Unicycling up and down the BC campus

Unicycling up and down the BC campus

Mike Taylor rides his unicycle on Feb. 23 down the stairs of the Math and Science Building. He has been riding for six years.

Nicholas Sparling, Reporter

Many students around Bakersfield College have seen a gentleman riding around campus on his unicycle, dawned with a large afro and sporting his Bob Marley leather jacket.

Mike Taylor is a 21-year-old mathematics major at BC. He has been using his unicycle as a form of transportation since around 2005.

“[It’s] something to get around and it fits in small places,” he said.

He doesn’t ride for the unique factor. Though it is rare to see people riding around on unicycles, for him it is more something so he “wouldn’t have to ride a bike somewhere where it could get stolen.”

When he first started riding around seven years ago, it took him about a week to pick it up without having to worry about falling.

“[It] requires forward and backwards balance more than left to right,” he said.

Taylor likes to collect and find the most comfortable unicycle for him.

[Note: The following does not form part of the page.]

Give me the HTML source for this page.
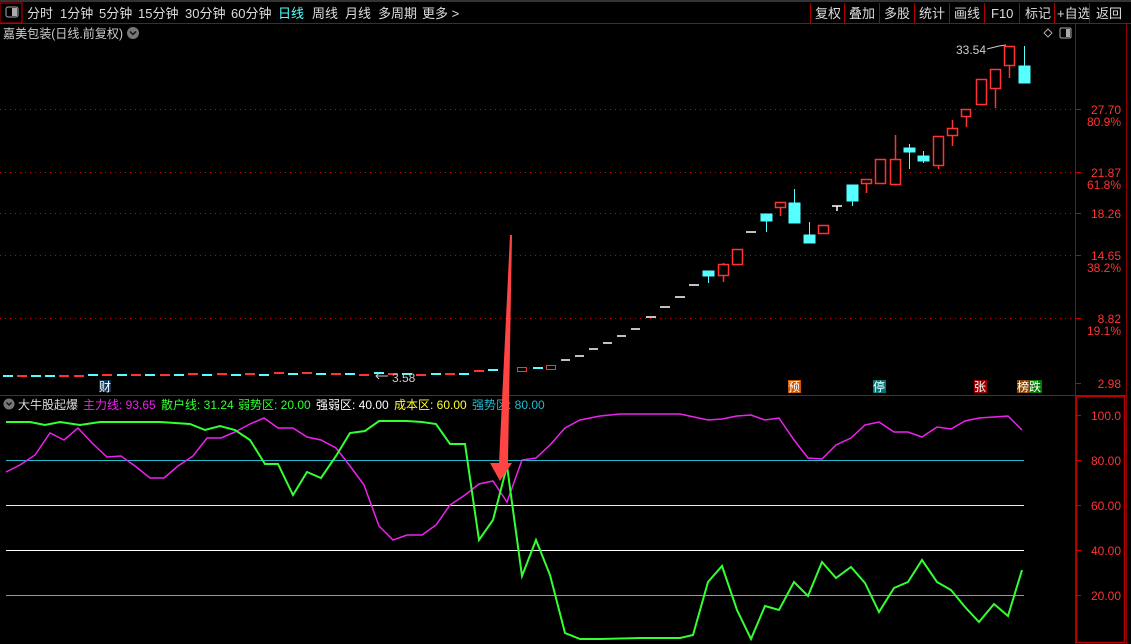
<!DOCTYPE html>
<html><head><meta charset="utf-8"><style>
html,body{margin:0;padding:0;background:#000;width:1131px;height:644px;overflow:hidden;font-family:"Liberation Sans","Noto Sans CJK SC",sans-serif}
</style></head><body>
<svg width="1131" height="644" style="position:absolute;left:0;top:0" font-family="Liberation Sans, Noto Sans CJK SC, sans-serif">
<rect x="0" y="0" width="1131" height="2" fill="#333"/>
<line x1="0" y1="23.5" x2="1131" y2="23.5" stroke="#a00" />
<rect x="0" y="3" width="22" height="20" fill="none" stroke="#c00"/>
<rect x="6" y="7" width="12" height="10" rx="2" fill="none" stroke="#aaa"/><rect x="12" y="8" width="5" height="8" fill="#aaa"/>
<g font-size="13" fill="#ddd">
<text x="27" y="18">分时</text><text x="60" y="18">1分钟</text><text x="99" y="18">5分钟</text><text x="138" y="18">15分钟</text><text x="185" y="18">30分钟</text><text x="231" y="18">60分钟</text>
<text x="278" y="18" fill="#5ff">日线</text><text x="312" y="18">周线</text><text x="345" y="18">月线</text><text x="378" y="18">多周期</text><text x="422" y="18">更多 &gt;</text>
<text x="815" y="18">复权</text><text x="849" y="18">叠加</text><text x="884" y="18">多股</text><text x="919" y="18">统计</text><text x="954" y="18">画线</text><text x="991" y="18">F10</text><text x="1025" y="18">标记</text><text x="1057" y="18">+自选</text><text x="1096" y="18">返回</text>
</g>
<g stroke="#a00"><line x1="810.5" y1="3" x2="810.5" y2="23"/><line x1="844.5" y1="3" x2="844.5" y2="23"/><line x1="879.5" y1="3" x2="879.5" y2="23"/><line x1="914.5" y1="3" x2="914.5" y2="23"/><line x1="949.5" y1="3" x2="949.5" y2="23"/><line x1="984.5" y1="3" x2="984.5" y2="23"/><line x1="1019.5" y1="3" x2="1019.5" y2="23"/><line x1="1054.5" y1="3" x2="1054.5" y2="23"/><line x1="1089.5" y1="3" x2="1089.5" y2="23"/></g>
<text x="3" y="38" font-size="12.5" fill="#ccc" textLength="120" lengthAdjust="spacingAndGlyphs">嘉美包装(日线.前复权)</text>
<circle cx="133" cy="33" r="6" fill="#777"/><path d="M130 31.5l3 3 3-3" stroke="#111" stroke-width="1.5" fill="none"/>
<path d="M1048 29l4 4-4 4-4-4z" fill="none" stroke="#aaa"/>
<rect x="1060" y="28" width="11" height="10" rx="1.5" fill="none" stroke="#aaa"/><rect x="1066" y="29" width="4" height="8" fill="#aaa"/>
<line x1="1075.5" y1="24" x2="1075.5" y2="644" stroke="#a00"/>
<line x1="1126.5" y1="24" x2="1126.5" y2="644" stroke="#800"/>
<line x1="0" y1="395.5" x2="1126" y2="395.5" stroke="#b00"/>
<rect x="1076.5" y="396.5" width="48" height="246" fill="none" stroke="#b00" stroke-width="1.5"/>
<g stroke="#c00" stroke-dasharray="1 4">
<line x1="0" y1="109.5" x2="1075" y2="109.5"/><line x1="0" y1="172.5" x2="1075" y2="172.5"/><line x1="0" y1="213.5" x2="1075" y2="213.5"/><line x1="0" y1="255.5" x2="1075" y2="255.5"/><line x1="0" y1="318.5" x2="1075" y2="318.5"/>
</g>
<g stroke="#c00"><line x1="1075" y1="109.5" x2="1081" y2="109.5"/><line x1="1075" y1="172.5" x2="1081" y2="172.5"/><line x1="1075" y1="213.5" x2="1081" y2="213.5"/><line x1="1075" y1="255.5" x2="1081" y2="255.5"/><line x1="1075" y1="318.5" x2="1081" y2="318.5"/><line x1="1075" y1="383.5" x2="1081" y2="383.5"/>
<line x1="1075" y1="415.5" x2="1081" y2="415.5"/><line x1="1075" y1="460.5" x2="1081" y2="460.5"/><line x1="1075" y1="505.5" x2="1081" y2="505.5"/><line x1="1075" y1="550.5" x2="1081" y2="550.5"/><line x1="1075" y1="595.5" x2="1081" y2="595.5"/></g>
<g font-size="12" fill="#f33" text-anchor="end">
<text x="1121" y="114">27.70</text><text x="1121" y="126">80.9%</text>
<text x="1121" y="177">21.87</text><text x="1121" y="189">61.8%</text>
<text x="1121" y="218">18.26</text>
<text x="1121" y="260">14.65</text><text x="1121" y="272">38.2%</text>
<text x="1121" y="323">8.82</text><text x="1121" y="335">19.1%</text>
<text x="1121" y="388">2.98</text>
<text x="1121" y="420">100.0</text><text x="1121" y="465">80.00</text><text x="1121" y="510">60.00</text><text x="1121" y="555">40.00</text><text x="1121" y="600">20.00</text>
</g>
<g stroke-width="2">
<path d="M3 376h10M31 376h10M45 376h10" stroke="#5ff"/>
<path d="M17 376h10M59 376h10M74 376h10" stroke="#f33"/>
<path d="M88 375h10M117 375h10M145 375h10M174 375h10M202 375h10M231 375h10M259 375h10M288 374h10M316 374h10M345 374h10M374 373h10M402 374h10M431 374h10M459 374h10" stroke="#5ff"/>
<path d="M102 375h10M131 375h10M160 375h10M188 374h10M217 374h10M245 374h10M274 373h10M302 373h10M331 374h10M359 375h10M388 374h10M416 375h10M445 374h10" stroke="#f33"/>
<path d="M474 371h10" stroke="#f33"/><path d="M488 370h10" stroke="#5ff"/><path d="M533 368h10" stroke="#5ff"/>
</g>
<rect x="517.5" y="367.5" width="9" height="4" fill="none" stroke="#f33"/>
<rect x="546.5" y="365.5" width="9" height="4" fill="none" stroke="#f33"/>
<g stroke="#fff" stroke-width="1.5">
<path d="M561 360h9M575 356h9M589 349h9M603 343h9M617 336h9M631 329h9M646 317h10M660 307h10M675 297h10M689 285h10M746 232h10M832 206h10M837 206v5"/>
</g>
<g fill="#5ff" stroke="#5ff">
<line x1="708.5" y1="271" x2="708.5" y2="283"/><rect x="703" y="271" width="11" height="5"/>
<line x1="766.5" y1="214" x2="766.5" y2="232"/><rect x="761" y="214" width="11" height="7"/>
<line x1="794.5" y1="189" x2="794.5" y2="223"/><rect x="789" y="203" width="11" height="20"/>
<line x1="809.5" y1="222" x2="809.5" y2="243"/><rect x="804" y="235" width="11" height="8"/>
<line x1="852.5" y1="185" x2="852.5" y2="206"/><rect x="847" y="185" width="11" height="16"/>
<line x1="909.5" y1="144" x2="909.5" y2="169"/><rect x="904" y="148" width="11" height="4"/>
<line x1="923.5" y1="151" x2="923.5" y2="163"/><rect x="918" y="156" width="11" height="5"/>
<line x1="1024.5" y1="46" x2="1024.5" y2="66"/><rect x="1019" y="66" width="11" height="17"/>
</g>
<g fill="#000" stroke="#f33" stroke-width="1.5">
<line x1="723.5" y1="263" x2="723.5" y2="282"/><rect x="718.5" y="264.5" width="10" height="11"/>
<rect x="732.5" y="249.5" width="10" height="15"/>
<line x1="780.5" y1="208" x2="780.5" y2="216"/><rect x="775.5" y="202.5" width="10" height="5"/>
<rect x="818.5" y="225.5" width="10" height="8"/>
<line x1="866.5" y1="184" x2="866.5" y2="193"/><rect x="861.5" y="179.5" width="10" height="4"/>
<rect x="875.5" y="159.5" width="10" height="24"/>
<line x1="895.5" y1="135" x2="895.5" y2="159"/><rect x="890.5" y="159.5" width="10" height="25"/>
<line x1="938.5" y1="166" x2="938.5" y2="169"/><rect x="933.5" y="136.5" width="10" height="29"/>
<line x1="952.5" y1="120" x2="952.5" y2="146"/><rect x="947.5" y="128.5" width="10" height="7"/>
<line x1="966.5" y1="117" x2="966.5" y2="127"/><rect x="961.5" y="109.5" width="9" height="7"/>
<rect x="976.5" y="79.5" width="10" height="25"/>
<line x1="995.5" y1="88" x2="995.5" y2="108"/><rect x="990.5" y="69.5" width="10" height="19"/>
<line x1="1009.5" y1="66" x2="1009.5" y2="78"/><rect x="1004.5" y="46.5" width="10" height="19"/>
</g>
<text x="956" y="54" font-size="12" fill="#ccc">33.54</text>
<path d="M987 49l12-3 7-1" stroke="#ccc" fill="none"/>
<text x="392" y="382" font-size="12" fill="#ccc">3.58</text>
<path d="M376 376h12M379 373l-3 3 3 3" stroke="#ccc" fill="none"/>
<g font-size="12">
<rect x="99" y="380" width="12" height="12" fill="#135"/><text x="99" y="391" fill="#fff">财</text>
<rect x="788" y="380" width="13" height="13" fill="#c50"/><text x="788" y="391" fill="#fff">预</text>
<rect x="873" y="380" width="13" height="13" fill="#077"/><text x="873" y="391" fill="#fff">停</text>
<rect x="974" y="380" width="13" height="13" fill="#900"/><text x="974" y="391" fill="#fff">张</text>
<rect x="1017" y="380" width="12" height="13" fill="#840"/><text x="1017" y="391" fill="#fff">榜</text>
<rect x="1029" y="380" width="13" height="13" fill="#070"/><text x="1029" y="391" fill="#fff">跌</text>
</g>
<circle cx="9" cy="404" r="5.5" fill="#777"/><path d="M6.5 402.5l2.5 2.5 2.5-2.5" stroke="#111" stroke-width="1.5" fill="none"/>
<g font-size="12">
<text x="18" y="409" fill="#ddd">大牛股起爆</text>
<text x="83" y="409" fill="#e2e">主力线: 93.65</text>
<text x="161" y="409" fill="#3f3">散户线: 31.24</text>
<text x="238" y="409" fill="#3f3">弱势区: 20.00</text>
<text x="316" y="409" fill="#fff">强弱区: 40.00</text>
<text x="394" y="409" fill="#ff3">成本区: 60.00</text>
<text x="472" y="409" fill="#2bc">强势区: 80.00</text>
</g>
<line x1="6" y1="460.5" x2="1024" y2="460.5" stroke="#2bc"/>
<line x1="6" y1="505.5" x2="1024" y2="505.5" stroke="#ff3"/>
<line x1="6" y1="550.5" x2="1024" y2="550.5" stroke="#fff"/>
<line x1="6" y1="595.5" x2="1024" y2="595.5" stroke="#3d3"/>
<polyline fill="none" stroke="#e2e" stroke-width="1.5" points="6,472 20,465 35,455 50,433 64,440 78,428 92,443 107,457 121,456 135,466 150,478 164,478 178,466 193,456 207,438 221,438 235,432 250,424 264,418 278,428 293,428 307,437 321,440 336,448 350,466 364,485 379,526 393,540 407,535 422,535 436,525 450,505 465,495 479,484 493,481 507,502 522,460 536,458 550,445 565,428 580,420 600,416 620,414 680,414 708,420 722,419 737,416 751,415 765,420 779,418 794,440 808,458 822,459 836,445 851,438 865,425 879,422 894,432 908,432 922,437 937,427 951,429 965,421 979,418 994,417 1008,416 1022,430"/>
<polyline fill="none" stroke="#3f3" stroke-width="2" points="6,422 30,422 45,425 60,422 80,425 100,422 130,422 160,422 190,424 205,430 220,426 235,430 250,440 265,464 278,464 293,495 307,472 321,478 336,456 350,433 365,431 379,421 393,421 407,421 422,422 436,424 450,444 465,444 479,540 493,520 507,466 522,576 536,540 550,575 565,633 580,639 600,639 640,638 680,638 693,635 708,582 722,566 737,610 751,639 765,606 779,610 794,582 808,596 822,562 836,578 851,567 865,583 879,612 894,588 908,582 922,560 937,582 951,590 965,607 979,622 994,604 1008,616 1022,570"/>
<polygon fill="#f44" points="510,235 512,235 508,463 512,463 500,481 490,463 499,463"/>
</svg>
</body></html>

Although he only has one that works right now, he has many pieces that he trades out. He gets his unicycles at Snyder’s Cyclery on Union Avenue and rides back and forth from home to school.

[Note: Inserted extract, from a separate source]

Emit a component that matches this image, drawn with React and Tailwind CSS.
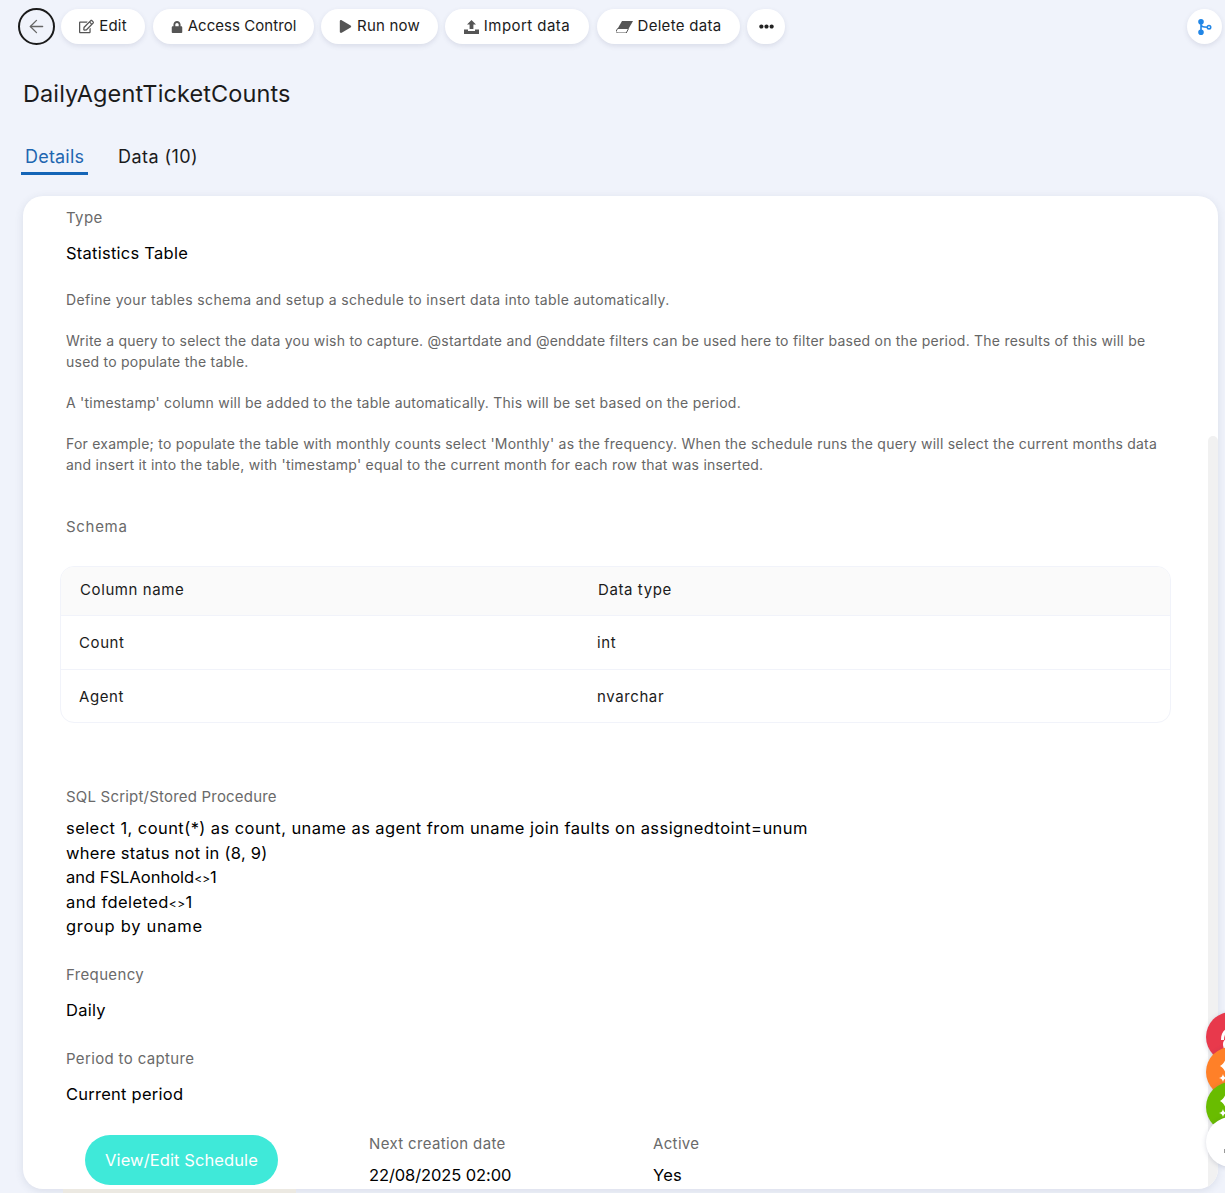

Although Taylor seems to be a normal BC student who likes to ride his unicycle to class, according to Taylor, he has autism.

“It’s like you can’t do everyday normal activities like everyone else. [I] can’t do things without thinking about them,” he said. “When you’re autistic, you’re conscious of every single move that you make. It makes it really stressful to make it through a normal day.”

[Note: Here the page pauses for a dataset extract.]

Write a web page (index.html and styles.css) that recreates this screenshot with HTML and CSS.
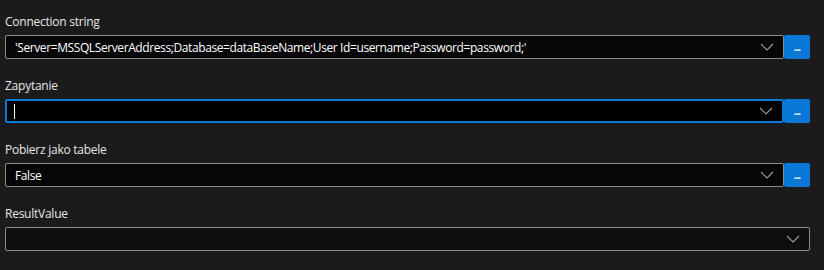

Still, Taylor doesn’t let this discourage him from doing the things that he loves to do. He likes to build calculators for chess positions, which Taylor calls “bots,” where moves could be solved using math and pure calculation.

Taylor makes these bots for chess, he said, “but not regular chess. There [are] too many people that make those so [I] make bots for chess variants.”

He cites tempestchess.com as a place to test his bots.

“It’s chess without turns, like you don’t have to wait for your turn to play.”

Taylor wants to make bots for that form of chess because there hasn’t been bots made that can beat humans consistently.

The future holds more programming for Taylor as he continues with his study of mathematics.

“Like right now, [I] can’t program that much with the math that [I] know.”

He says by learning more math, he could probably build more powerful programs.